Лето 1917 года я провел в Красном Холме, жадно читая газеты многочисленных партий и следя за лавиной политических событий. Барско-интеллигентному, хотя и демократическому кругу, из которого я вышел, события вскоре стали казаться тревожными. Мужики поделили помещичьи земли, стали жечь оставленные хозяевами усадебные дома. Это, впрочем, казалось нам более или менее справедливым. Хуже было то, что вернувшиеся с фронта солдаты чувствовали себя господами положения; они входили в состав рабочих, крестьянских и солдатских депутатов и постоянно выдвигали различные крайние требования, казавшиеся нам демагогическими. Вскоре стало известно о приезде Ленина и готовившихся вооруженных выступлениях большевиков в Москве. Зловещие слухи о контрреволюции, растерянность партий, накалившаяся атмосфера социально-политических противоречий пришли на смену февральскому духу оптимизма и единения.

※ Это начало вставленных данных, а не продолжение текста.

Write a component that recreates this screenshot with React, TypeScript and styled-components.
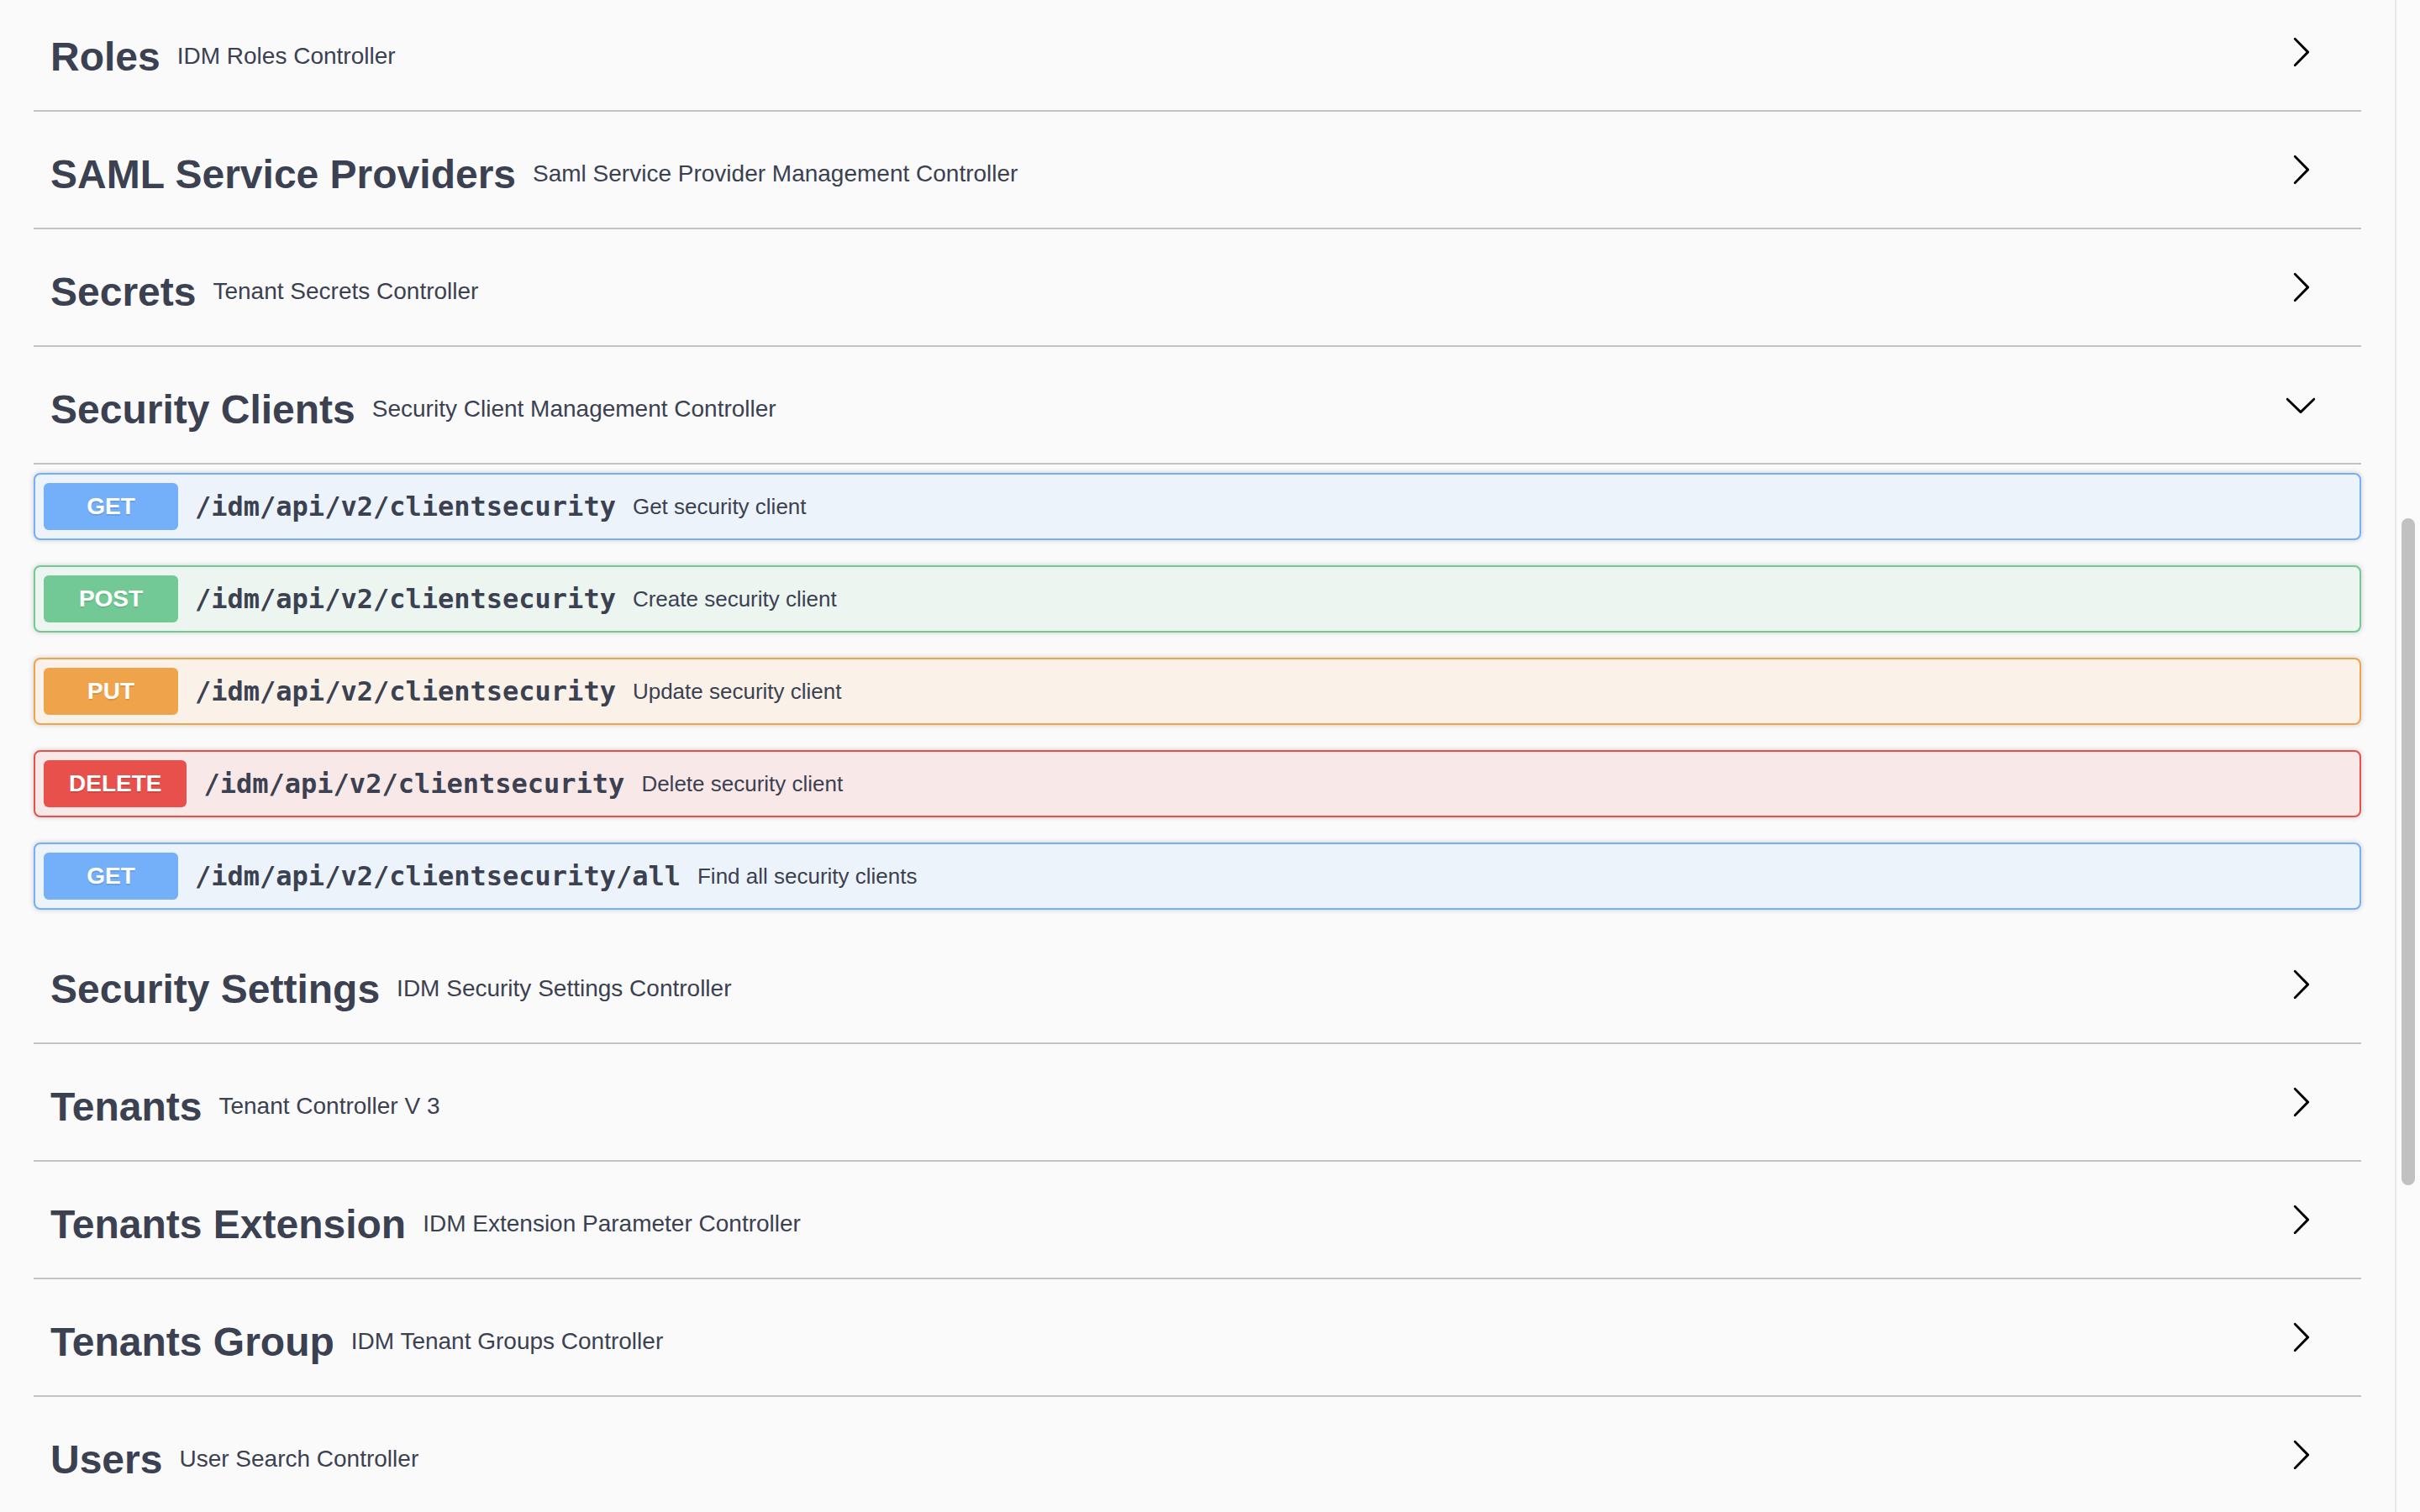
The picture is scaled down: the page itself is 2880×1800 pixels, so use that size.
import React from "react";
import styled, { createGlobalStyle } from "styled-components";

const GlobalStyle = createGlobalStyle`
  html, body {
    margin: 0;
    padding: 0;
    background: #fafafa;
    overflow: hidden;
  }
  * { box-sizing: border-box; }
`;

type Method = "get" | "post" | "put" | "delete";

const methodColors: Record<Method, { main: string; bg: string }> = {
  get: { main: "#74aff9", bg: "#edf3fb" },
  post: { main: "#72c995", bg: "#edf5f0" },
  put: { main: "#efa34a", bg: "#faf1e8" },
  delete: { main: "#e7504b", bg: "#f9e8e8" },
};

const Page = styled.div`
  display: flex;
  width: 2880px;
  height: 1800px;
  overflow: hidden;
  background: #fafafa;
  font-family: "Liberation Sans", Arial, Helvetica, sans-serif;
  color: #3b4151;
`;

const Main = styled.main`
  flex: 1;
  padding: 3px 40px 0 40px;
  min-width: 0;
`;

const Section = styled.section`
  display: flex;
  flex-direction: column;
`;

const TagHeader = styled.h3`
  display: flex;
  align-items: center;
  height: 130px;
  margin: 0 0 10px 0;
  padding: 0 52px 0 20px;
  border-bottom: 2px solid rgba(59, 65, 81, 0.3);
  font-family: "Liberation Sans", Arial, Helvetica, sans-serif;
  font-size: 48px;
  font-weight: 700;
  color: #3b4151;
  cursor: pointer;
`;

const TagName = styled.span`
  white-space: nowrap;
`;

const TagDesc = styled.small`
  flex: 1;
  padding: 0 20px;
  font-size: 28px;
  font-weight: 400;
  font-family: "Liberation Sans", Arial, Helvetica, sans-serif;
`;

const Expand = styled.button`
  border: none;
  background: none;
  padding: 0;
  margin: 0 0 11px 0;
  width: 40px;
  height: 40px;
  display: flex;
  align-items: center;
  justify-content: center;
  cursor: pointer;
`;

const Ops = styled.div`
  display: flex;
  flex-direction: column;
`;

const OpBlock = styled.div<{ $method: Method }>`
  display: flex;
  align-items: center;
  margin: 0 0 30px 0;
  padding: 10px;
  border: 2px solid ${(p) => methodColors[p.$method].main};
  border-radius: 8px;
  background: ${(p) => methodColors[p.$method].bg};
  box-shadow: 0 0 6px rgba(0, 0, 0, 0.19);
`;

const MethodBadge = styled.span<{ $method: Method }>`
  display: inline-block;
  min-width: 160px;
  padding: 12px 30px;
  border-radius: 6px;
  background: ${(p) => methodColors[p.$method].main};
  color: #fff;
  font-family: "Liberation Sans", Arial, Helvetica, sans-serif;
  font-size: 28px;
  line-height: 32px;
  font-weight: 700;
  text-align: center;
  text-shadow: 0 2px 0 rgba(0, 0, 0, 0.1);
`;

const PathWrap = styled.div`
  display: flex;
  align-items: center;
  gap: 0 20px;
  padding: 0 20px;
`;

const OpPath = styled.span`
  font-family: "DejaVu Sans Mono", "Liberation Mono", monospace;
  font-size: 32px;
  font-weight: 700;
  color: #3b4151;
`;

const OpDesc = styled.span`
  font-family: "Liberation Sans", Arial, Helvetica, sans-serif;
  font-size: 26px;
  color: #3b4151;
`;

const Track = styled.div`
  width: 30px;
  height: 100%;
  flex-shrink: 0;
  background: #fbfbfb;
  border-left: 2px solid #e8e8e8;
  padding: 0 6px;
`;

const Thumb = styled.div`
  width: 16px;
  height: 794px;
  margin-top: 617px;
  border-radius: 8px;
  background: #c1c1c1;
`;

const ArrowRight = () => (
  <svg width="40" height="40" viewBox="0 0 20 20" aria-hidden="true">
    <path
      fill="#000"
      d="M13.25 10L6.109 2.58a.697.697 0 0 1 0-.979.68.68 0 0 1 .969 0l7.83 7.908a.697.697 0 0 1 0 .979l-7.83 7.909a.68.68 0 0 1-.969 0 .697.697 0 0 1 0-.979L13.25 10z"
    />
  </svg>
);

const ArrowDown = () => (
  <svg width="40" height="40" viewBox="0 0 20 20" aria-hidden="true">
    <path
      fill="#000"
      d="M17.418 6.109c.272-.268.709-.268.979 0s.271.701 0 .969l-7.908 7.83c-.27.268-.707.268-.979 0l-7.908-7.83c-.27-.268-.27-.701 0-.969.271-.268.709-.268.979 0L10 13.25l7.418-7.141z"
    />
  </svg>
);

type Op = { method: Method; path: string; desc: string };
type Tag = { name: string; desc: string; open?: boolean; ops?: Op[] };

const tags: Tag[] = [
  { name: "Roles", desc: "IDM Roles Controller" },
  { name: "SAML Service Providers", desc: "Saml Service Provider Management Controller" },
  { name: "Secrets", desc: "Tenant Secrets Controller" },
  {
    name: "Security Clients",
    desc: "Security Client Management Controller",
    open: true,
    ops: [
      { method: "get", path: "/idm/api/v2/clientsecurity", desc: "Get security client" },
      { method: "post", path: "/idm/api/v2/clientsecurity", desc: "Create security client" },
      { method: "put", path: "/idm/api/v2/clientsecurity", desc: "Update security client" },
      { method: "delete", path: "/idm/api/v2/clientsecurity", desc: "Delete security client" },
      { method: "get", path: "/idm/api/v2/clientsecurity/all", desc: "Find all security clients" },
    ],
  },
  { name: "Security Settings", desc: "IDM Security Settings Controller" },
  { name: "Tenants", desc: "Tenant Controller V 3" },
  { name: "Tenants Extension", desc: "IDM Extension Parameter Controller" },
  { name: "Tenants Group", desc: "IDM Tenant Groups Controller" },
  { name: "Users", desc: "User Search Controller" },
];

export default function App() {
  return (
    <>
      <GlobalStyle />
      <Page>
        <Main>
          {tags.map((t) => (
            <Section key={t.name}>
              <TagHeader>
                <TagName>{t.name}</TagName>
                <TagDesc>{t.desc}</TagDesc>
                <Expand aria-label={t.open ? "collapse" : "expand"}>
                  {t.open ? <ArrowDown /> : <ArrowRight />}
                </Expand>
              </TagHeader>
              {t.open && t.ops && (
                <Ops>
                  {t.ops.map((o, i) => (
                    <OpBlock key={i} $method={o.method}>
                      <MethodBadge $method={o.method}>{o.method.toUpperCase()}</MethodBadge>
                      <PathWrap>
                        <OpPath>{o.path}</OpPath>
                        <OpDesc>{o.desc}</OpDesc>
                      </PathWrap>
                    </OpBlock>
                  ))}
                </Ops>
              )}
            </Section>
          ))}
        </Main>
        <Track>
          <Thumb />
        </Track>
      </Page>
    </>
  );
}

В Москве я поселился у дяди Сергея Александровича в Сытинском тупике, близ Страстной площади. Его дети — Любочка, Ася и Володя — раньше жили в Красном Холме, и между нами, детьми, были самые близкие отношения, а жена дяди, Любовь Николаевна, в свое время окунала меня, новорожденного, в купель. Теперь она была солисткой оперы Зимина, что давало мне возможность по вечерам по контрамаркам торчать в театре. И это было первым увлечением в Москве.
Я слушал «Золотой петушок», «Снегурочку», а позже «Орестею» Танеева (которую, кажется, кроме этого театра, нигде не ставили; нам она казалась скучной и длинной). Позже приехал из-за границы Шаляпин и пел Бориса Годунова (Любовь Николаевна исполняла партию Марины Мнишек — опера ставилась с дополнительными, обычно выпускаемыми сценами) и многое, многое другое. Я не забывал и Большого театра и даже участвовал в качестве статиста в «Тангейзере».
Оперный амок первых двух московских лет позже сменился другим: я стал ходить на симфонические и фортепьянные концерты. Прослушал весь цикл музыки Скрябина; я даже стал считать себя ее знатоком и поклонником, читал книгу Сабанеева и, казалось, понимал, что возможен общий язык звуков и красок, что определенные ноты соответствуют красному или зеленому и т. п. тону; впрочем, больше всего мне все-таки нравились не «Прометей» и «Божественная поэма», а ранние шопеновско-листовские фортепьянные вещи Скрябина, особенно его этюды. Увлечение концертной музыкой совершенно вытеснило интерес к опере, и я перестал ходить на нее, тем более что в дальнейшем в обоих оперных театрах стали ставить революционные спектакли новых композиторов, которые мне казались натянутыми и растянутыми.